As Morrow says,
For most of the year Solar Cause lives in the warm, yellow sun. He watches over the far-away Earth, making sure that it spins all through the day and all through the night. Once a year, the Earth's clockwork starts to run down. Day and night get so out of balance that one almost falls into the other! On that crazy day, Solar Cause reaches across the vastness of space and draws the Earth a little closer to the sun. He climbs down to fix our shivering little planet--and brings with him a bag full of presents for good boys and girls.
Solar Cause comes to Earth on that special date to set things right. With a gentle nudge to the North pole, he puts day and night back onto course and sets the Earth whirling into another year. But each of our hearts spins on its own, private pole. Like the Earth they will, if left alone and untouched, tumble into weariness and confusion. When he comes to fix the Earth's orbit, then, Solar Cause nudges each our hearts to set them right, too.

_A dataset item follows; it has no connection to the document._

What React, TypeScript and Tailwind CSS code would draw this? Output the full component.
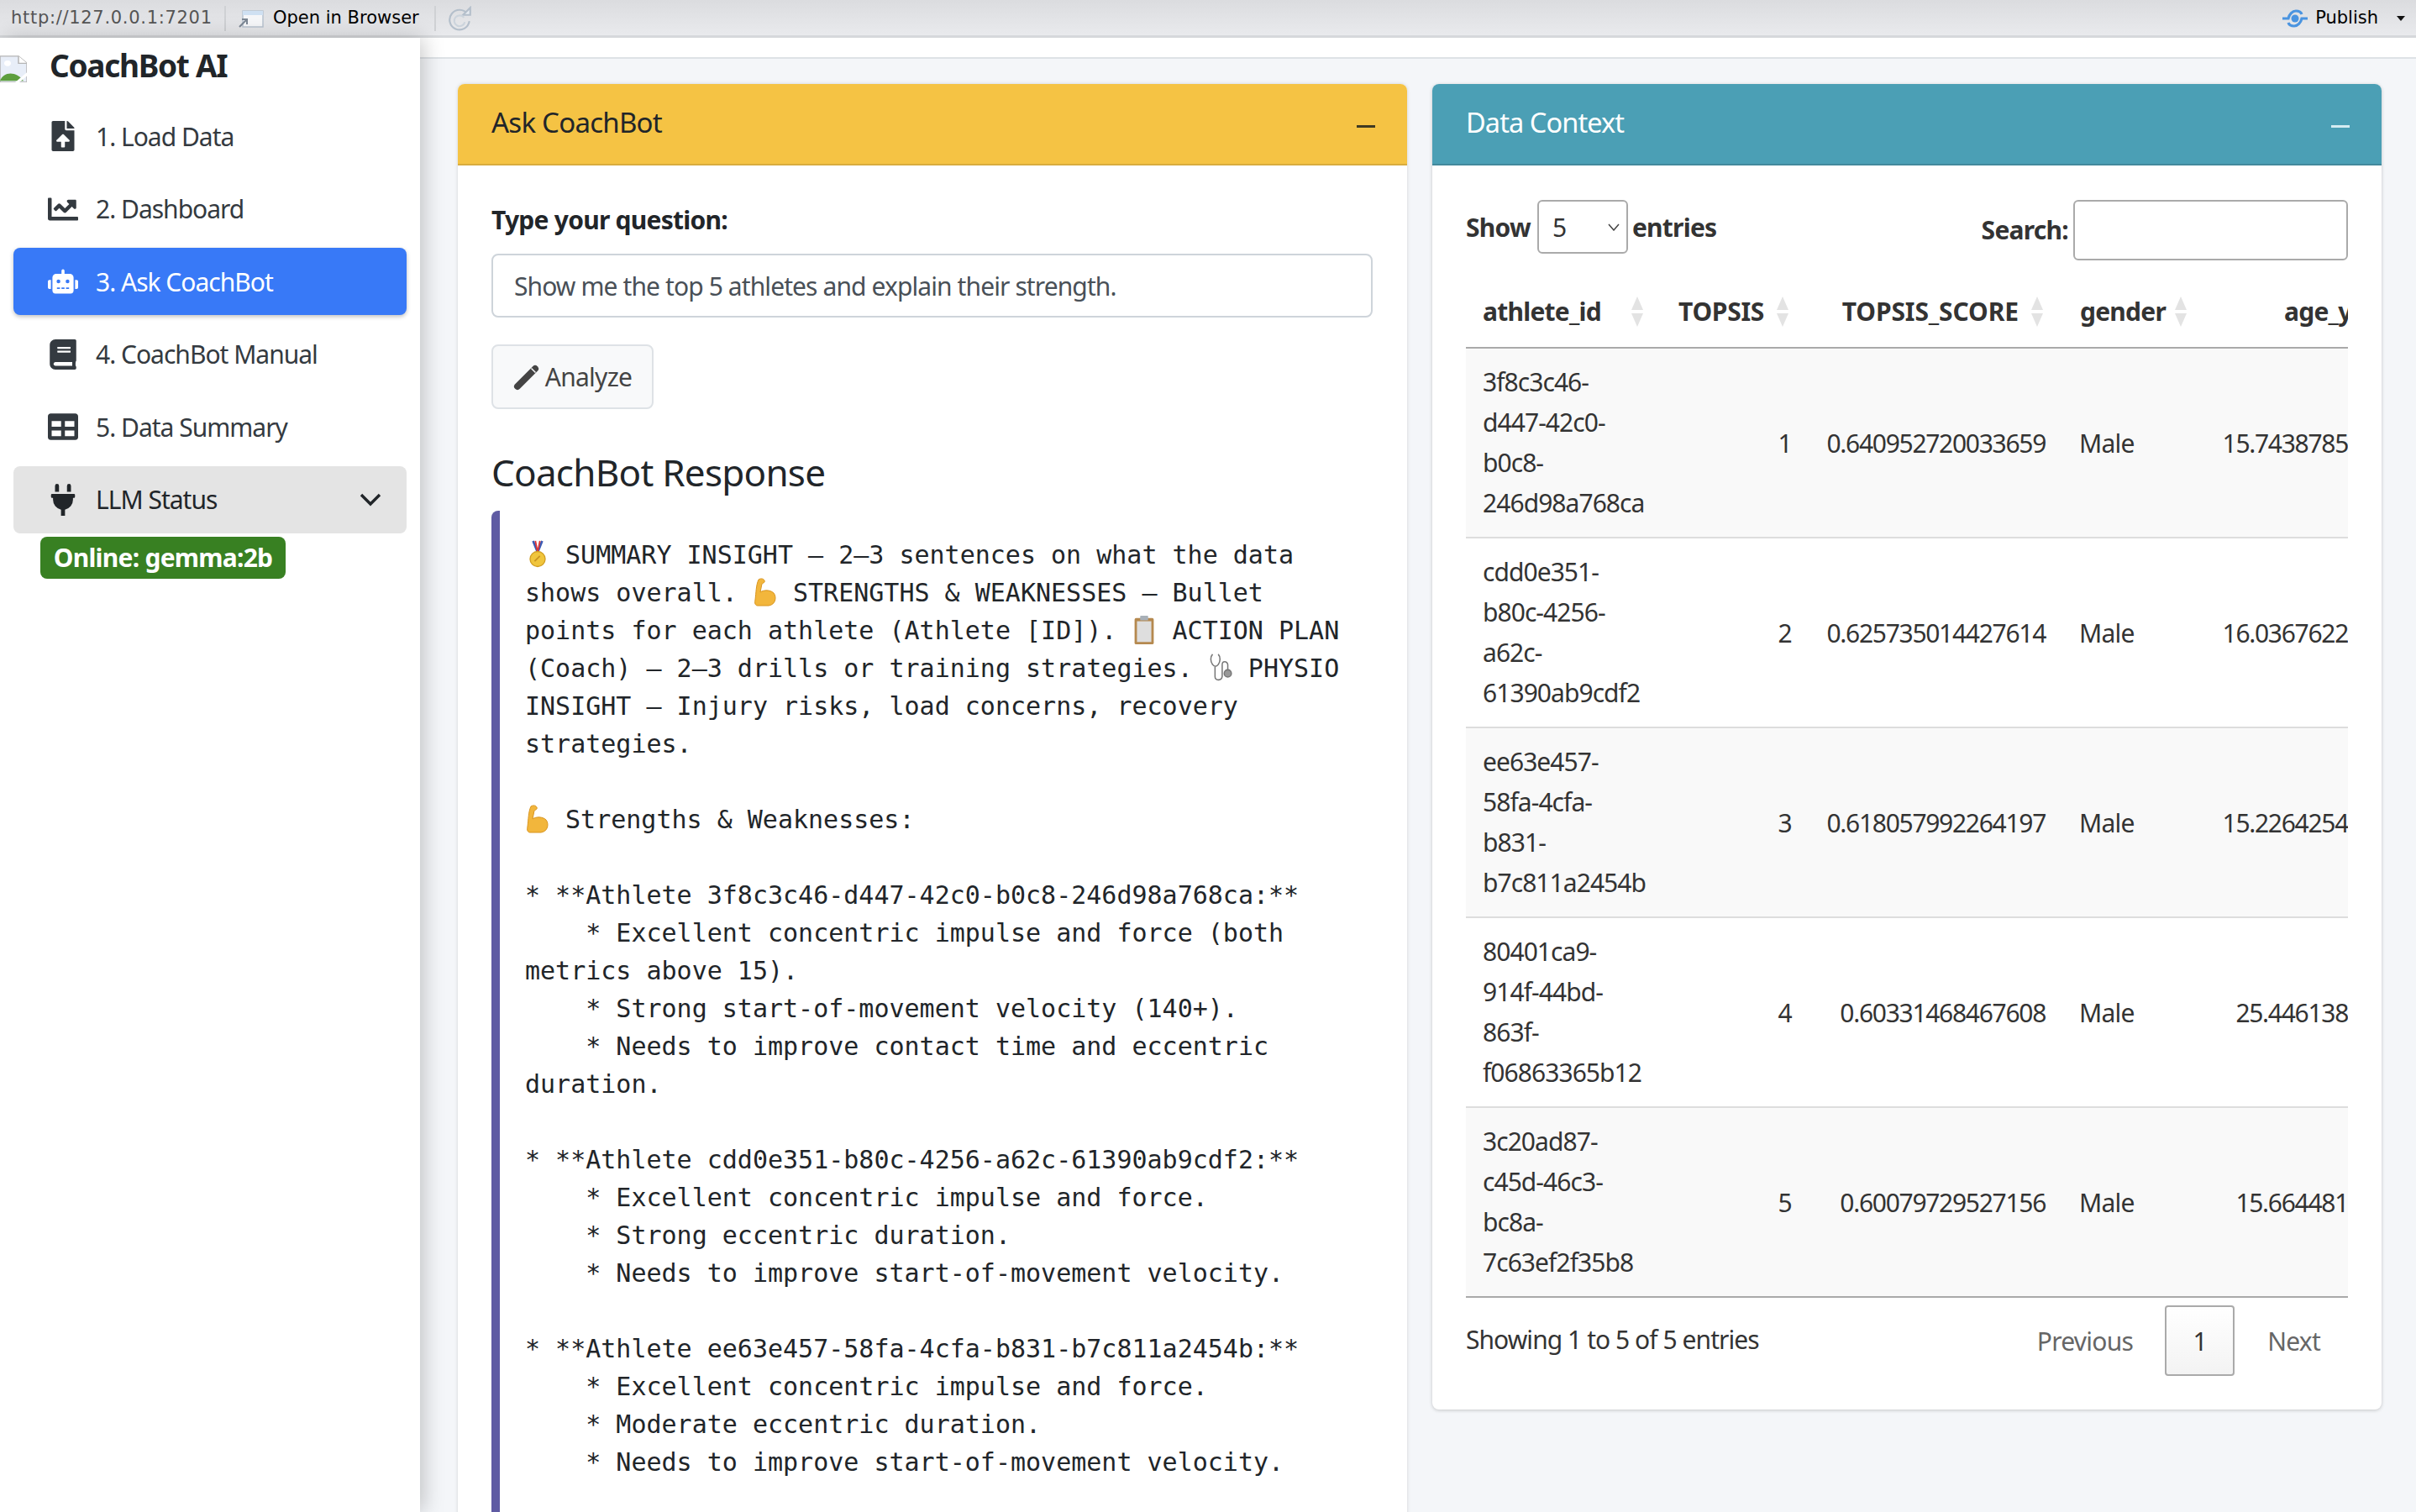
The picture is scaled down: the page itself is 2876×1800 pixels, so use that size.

Morrow doesn't detail how we ought to decorate our Ex-Mass trees. I think I've found just the thing, though: a colorful collection uniform polyhedra. Both beautiful and orderly, they exemplify the meaning of Ex-Mass. And for the top of the tree, the only uniform polyhedron that rises above Wythoff's taxonomy: the great dirhombicosidodecahedron! (Don't be fooled; its apparent Wythoff symbol--(|3/2 5/3 3 5/2)—is in fact only a pseudo one.)
How fitting, too, that the great dirhombicosidodecahedron resembles a blazing star! For, as Morrow explains, we call it "Ex-Mass" in celebration of the sun's conversion of mass into energy. Solar Cause alludes to that same transformation, when, in his traditional salutation, he references the byproduct of solar fusion: "He, he, he! Forward, upward, outward!"